Ever since St Paul began to pursue the logic of St Peter's
experience ministering to Gentiles in Caesarea, the Church has
grappled with disagreements about how the gospel applies to
culture. How is salvation through faith in Christ to be worked out
in practical moral behaviour in different societies? What room is
there for difference in interpretation and practice? LGBT
Christians need to help us all to explore what faithfully Christian
straight, gay, bisexual, and transgendered living should look
like.
Civil partnership has provided a way for the Church to support
and affirm celibate gay mutual commitment. We need to consider
carefully what the acceptance of same- sex marriage in the Church
would mean in reality, and how it would be understood in relation
to the theology of Christian marriage, besides reflecting on
contemporary social practice around sexuality. Christian gay people
have to cope with both the disapproval of some of their own
churches, and the contempt of an outside world that thinks
Christianity has nothing positive to say about gay relationships:
we need to work out how we can change that, together.

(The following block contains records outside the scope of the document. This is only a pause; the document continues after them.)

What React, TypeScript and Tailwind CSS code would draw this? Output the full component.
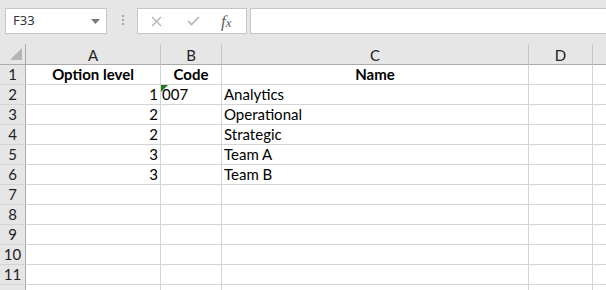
const COLS = [
  { id: "A", w: "w-[135px]" },
  { id: "B", w: "w-[61px]" },
  { id: "C", w: "w-[307px]" },
  { id: "D", w: "w-[64px]" },
];

type Row = { a?: string; b?: string; c?: string; head?: boolean };

const ROWS: Row[] = [
  { a: "Option level", b: "Code", c: "Name", head: true },
  { a: "1", b: "007", c: "Analytics" },
  { a: "2", c: "Operational" },
  { a: "2", c: "Strategic" },
  { a: "3", c: "Team A" },
  { a: "3", c: "Team B" },
  {}, {}, {}, {}, {}, {},
];

const cellFont = { fontFamily: "Lato, 'Open Sans', sans-serif" };

function Toolbar() {
  return (
    <div className="flex h-[44px] items-start bg-[#e6e6e6] pt-[8px]">
      <div className="ml-[5px] flex h-[26px] w-[102px] items-center justify-between border border-[#c6c6c6] bg-white pl-[7px] pr-[6px]">
        <span className="text-[13px] text-[#333]" style={{ fontFamily: "'Noto Sans', sans-serif" }}>F33</span>
        <svg width="9" height="5" viewBox="0 0 9 5"><path d="M0 0h9L4.5 5z" fill="#7a7a7a" /></svg>
      </div>
      <div className="ml-[15px] mt-[7px] flex flex-col gap-[2px]">
        <div className="h-[2px] w-[2px] bg-[#a6a6a6]" />
        <div className="h-[2px] w-[2px] bg-[#a6a6a6]" />
        <div className="h-[2px] w-[2px] bg-[#a6a6a6]" />
      </div>
      <div className="ml-[13px] flex h-[26px] w-[110px] items-center border border-[#c6c6c6] bg-white">
        <svg className="ml-[13px]" width="11" height="11" viewBox="0 0 11 11">
          <path d="M1 1L10 10M10 1L1 10" stroke="#b3b3b3" strokeWidth="1.3" />
        </svg>
        <svg className="ml-[25px]" width="13" height="10" viewBox="0 0 13 10">
          <path d="M1 5L4.5 8.5L12 1" stroke="#b3b3b3" strokeWidth="1.6" fill="none" />
        </svg>
        <span className="ml-[21px] text-[17px] italic leading-none text-[#606060]" style={{ fontFamily: "'Liberation Serif', serif" }}>
          f<span className="text-[13px]">x</span>
        </span>
      </div>
      <div className="ml-[3px] h-[26px] flex-1 border border-r-0 border-[#c6c6c6] bg-white" />
    </div>
  );
}

function HeaderRow() {
  return (
    <div className="flex h-[21px] bg-[#e6e6e6]">
      <div className="relative h-[21px] w-[26px] shrink-0 border-b border-r border-[#ababab]">
        <svg className="absolute left-0 top-0" width="25" height="20" viewBox="0 0 25 20">
          <path d="M10 16H22V4z" fill="#b4b4b4" />
        </svg>
      </div>
      {COLS.map((c) => (
        <div
          key={c.id}
          className={`${c.w} flex h-[21px] shrink-0 items-center justify-center border-b border-r border-b-[#ababab] border-r-[#c6c6c6] pt-[2px] text-[15px] text-[#222]`}
          style={cellFont}
        >
          {c.id}
        </div>
      ))}
      <div className="h-[21px] flex-1 border-b border-[#ababab]" />
    </div>
  );
}

function SheetRow({ row, n }: { row: Row; n: number }) {
  const bold = row.head ? "font-bold justify-center" : "";
  return (
    <div className="flex h-[20px]" style={cellFont}>
      <div className="flex h-[20px] w-[26px] shrink-0 items-end justify-center border-b border-r border-b-[#d4d4d4] border-r-[#ababab] bg-[#e6e6e6] pb-[1px] text-[15px] leading-[18px] text-[#222]">
        {n < 12 ? n : ""}
      </div>
      <div className={`flex h-[20px] w-[135px] shrink-0 items-end border-b border-r border-[#d4d4d4] px-[2px] pb-[1px] text-[15px] leading-[18px] text-black ${row.head ? "font-bold justify-center" : "justify-end"}`}>
        {row.a}
      </div>
      <div className={`relative flex h-[20px] w-[61px] shrink-0 items-end border-b border-r border-[#d4d4d4] px-[1px] pb-[1px] text-[15px] leading-[18px] text-black ${bold}`}>
        {row.b === "007" && (
          <svg className="absolute left-0 top-0" width="7" height="7" viewBox="0 0 7 7">
            <path d="M0 0H7L0 7z" fill="#1e7a1e" />
          </svg>
        )}
        {row.b}
      </div>
      <div className={`flex h-[20px] w-[307px] shrink-0 items-end border-b border-r border-[#d4d4d4] px-[2px] pb-[1px] text-[15px] leading-[18px] text-black ${bold}`}>
        {row.c}
      </div>
      <div className="h-[20px] w-[64px] shrink-0 border-b border-r border-[#d4d4d4]" />
      <div className="h-[20px] flex-1 border-b border-[#d4d4d4]" />
    </div>
  );
}

export default function App() {
  return (
    <div className="h-[290px] w-[606px] overflow-hidden bg-white">
      <Toolbar />
      <HeaderRow />
      {ROWS.map((r, i) => (
        <SheetRow key={i} row={r} n={i + 1} />
      ))}
    </div>
  );
}
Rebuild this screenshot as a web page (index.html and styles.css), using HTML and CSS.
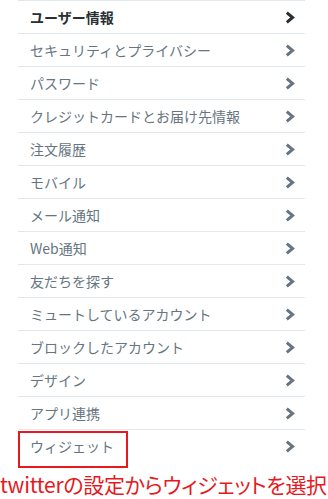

CATHEDRALS can have a part to play here, as places for
conversations which are bigger than the local: loyal to their
bishop and to the Church of England; there for every Christian in
their diocese - from right across the spectrum; seeking to welcome
and challenge all, in-cluding ourselves, with the radical love of
God in Jesus Christ.
It's something I hope we can do at St Paul's. It would be better
than shouting and hankies.
The Very Revd Dr David Ison is Dean of St Paul's.